Se proteger e proteger os outros sem equipamentos necessários para proteção. É o que acontece em muitas unidades de saúde do estado do Rio de Janeiro, segundo o relatório “Escuta da sociedade civil sobre combate à pandemia de Covid- 9 nas favelas e periferias do Rio de Janeiro”, divulgado no dia 28 de agosto, pela Ouvidoria da Defensoria Pública do Rio de Janeiro. No período de abril a julho de 2020 foram ouvidas 57 lideranças que moram e atuam em diferentes favelas e periferias da Região Metropolitana. De acordo com a pesquisa, em 84% das escutas, houve relatos de falta de equipamentos de proteção individual (EPI’s) em unidades de saúde, enquanto 16% desconheciam a situação do acesso aos EPI’s nas unidades de saúde.
A situação nos hospitais do Rio de Janeiro já era complicada antes da pandemia do novo coronavírus. Faltavam leitos, medicamentos, materiais médicos para equipes de saúde, havia uma sobrecarga do sistema e, com isso, pessoas não conseguiam atendimento. Durante a pandemia só piorou. O relatório destacou que para aliviar os efeitos dessas conjunturas, as lideranças de algumas favelas mobilizaram, junto com as campanhas de doações de alimentos para a população, doações também de EPI’s para as equipes médicas que atendiam a população. E ressaltou que até doação de água foi feita ao Hospital de Acari, mobilizada pelo Gabinete de Crise dos moradores do Complexo do Alemão.
A situação das unidades de saúde só fez com que a população sentisse mais receio de procurar ajuda e atendimento médico. O relatório afirma que 71% das lideranças tiveram conhecimento de pessoas com problemas de saúde que morreram em casa sem buscar atendimento médico.
Morador da Baixada Fluminense, Cristiano dos Santos, de 47 anos, disse que ficou muito assustado quando a pandemia começou. Ele trabalha na cozinha de um hospital que tinha duas alas de atendimento para pacientes de Covid-19 e não podia parar de trabalhar apesar de ser do grupo de risco, pois tem diabetes e hipertensão.
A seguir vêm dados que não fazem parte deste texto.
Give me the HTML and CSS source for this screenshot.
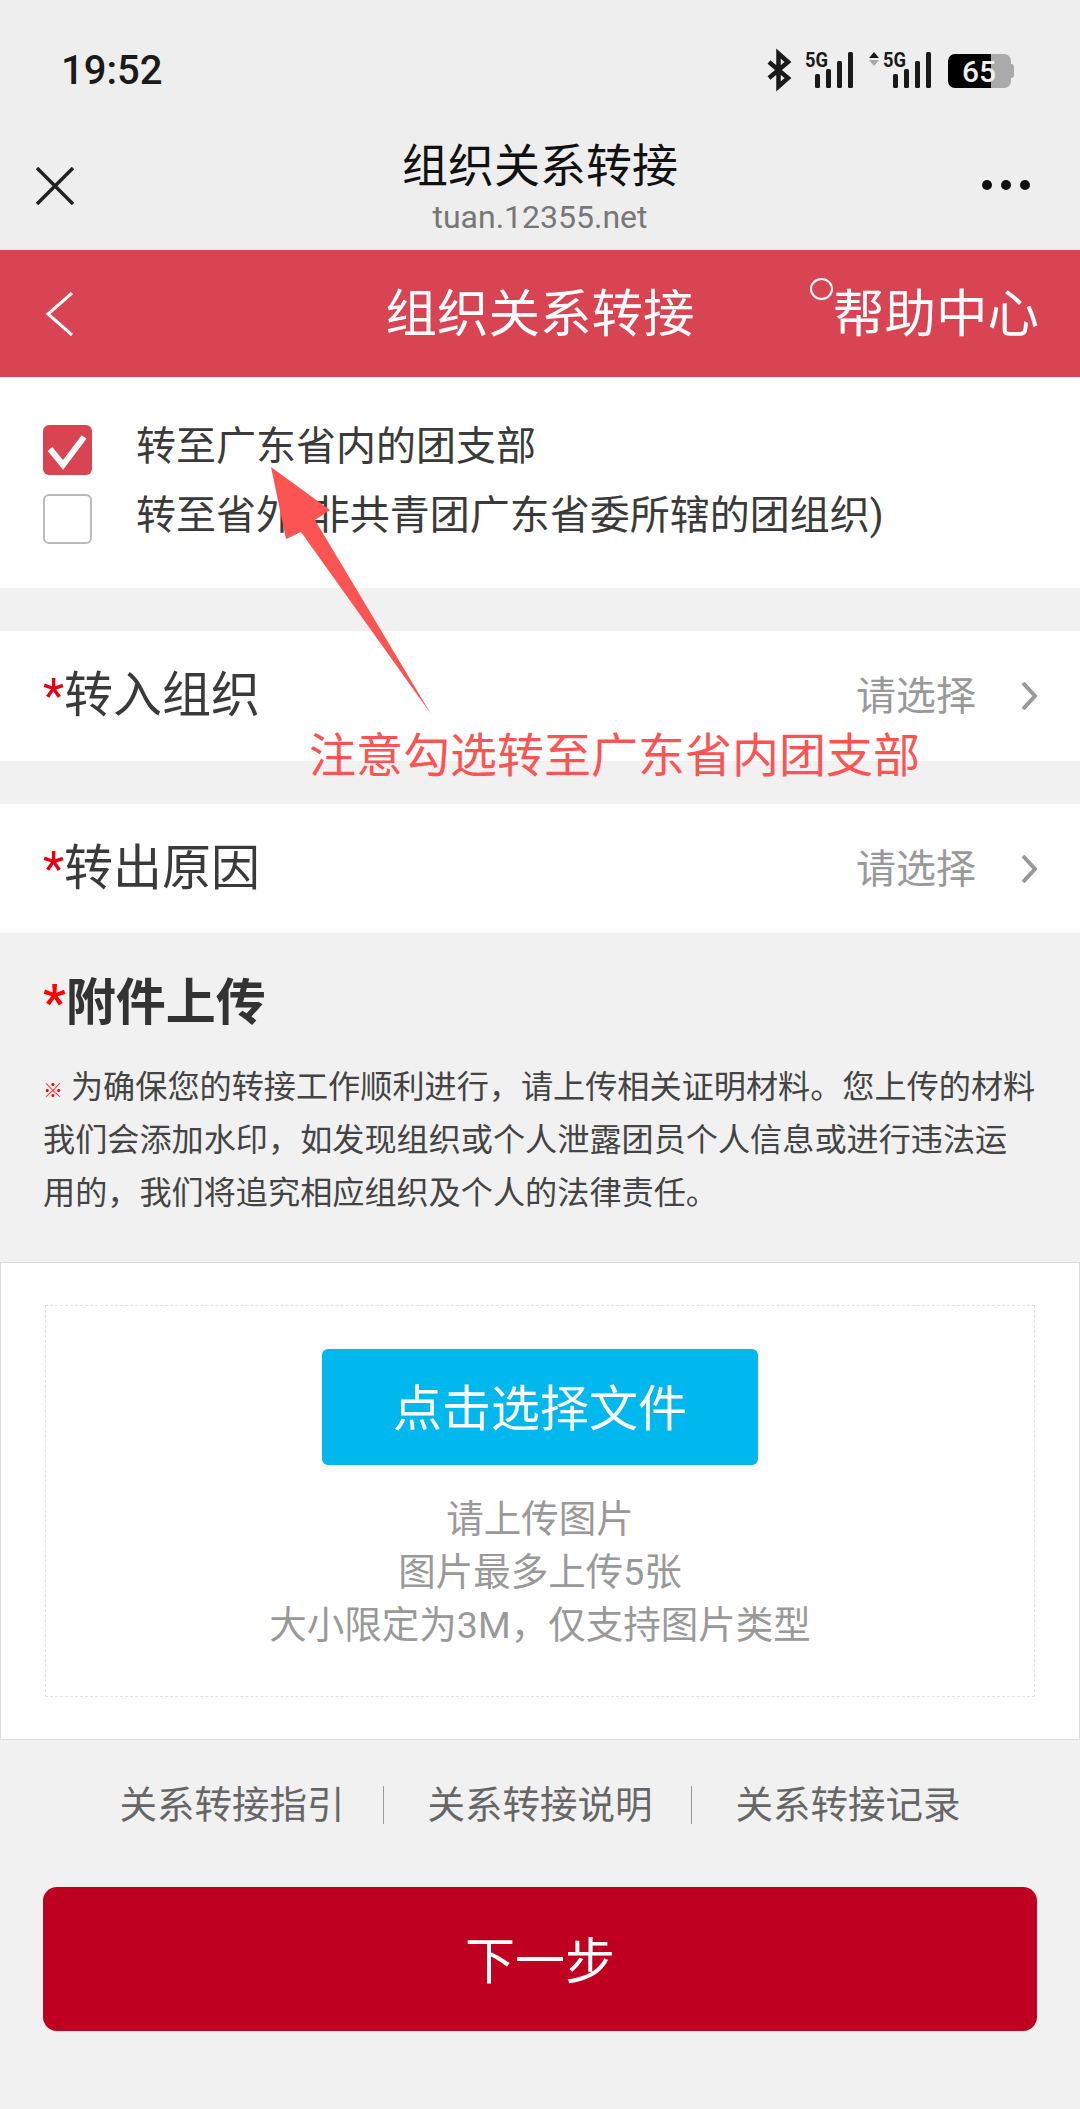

Mesmo com todos os cuidados, acabou pegando o vírus, foi à UPA em Austin, Nova Iguaçu, chegou a ficar o dia lá com medicação na veia, mas o médico disse que era melhor ele se tratar em casa.
“Como trabalho em um hospital eu sei que fui eu que levei o vírus pra casa, ficamos todos em isolamento, eu, minha esposa e meus dois filhos. Eles só tiveram sintomas leves, dor no corpo, perda de olfato, como se fosse um resfriado, mas eu por ter problemas de saúde achei que ia morrer. Senti muita falta de ar, cansaço, dores no corpo, febre. Gastei mais de 300 reais em remédios, deixei de pagar conta pra poder comprar”, contou Cristiano.
Já no seu local de trabalho deram três máscaras de tecido para ele mesmo higienizar em casa. “A doutora me disse que aquilo estava errado, ainda mais por eu trabalhar na área da cozinha o certo era me darem máscaras descartáveis e não de pano”, afirmou.
A moradora de Queimados Fátima Nascimento não precisou ir até a unidade de saúde do município e aprovou a ação da prefeitura de distribuir máscaras de tecido. “Eu estava passando no centro da cidade e vi eles distribuindo máscaras, peguei para mim e para outas pessoas. Mas mesmo assim tem muita gente que não anda de máscara porque não quer, ainda mais agora que as coisas estão voltando a funcionar. Tem gente que anda como se não estivesse acontecendo nada e isso prejudica outras pessoas”, disse.
A Ouvidoria registrou que em 53% das escutas foram relatados sobrecarga no atendimento da unidade responsável pela estratégia de saúde da família local, enquanto 20% afirmaram que não presenciavam esse serviço no local onde vivem. Já nos 27% das escutas restantes foi dito que a estratégia de saúde da família estava atendendo normalmente.
Participaram das escutas lideranças de favelas, complexos e bairros periféricos dos seguintes locais: Acari, Alcantara, Barro Vermelho, Campo Grande, Centro de São João de Meriti, Cidade Alta, Cidade de Deus, Cinco Marias, Complexo da Coruja, Complexo da Maré, Complexo do Borel, Complexo do Centenário, Complexo do Lins, Gramacho, Guariciaba (Rua do Meio), Itaoca, Jacarezinho, Jardim Gramacho, Km 32, Morro da Bica, Morro do Sossego, Neves, Parada de Lucas, Parque Beira Mar, Parque das Missões, Parque Paulista, Pavuna, Providência, Pedreira, Rocinha, Santa Cruz, Santa Cruz da Serra, Tabajara, Vargem Grande, Vila Ideal (Favela do Lixão) e Vila Kennedy.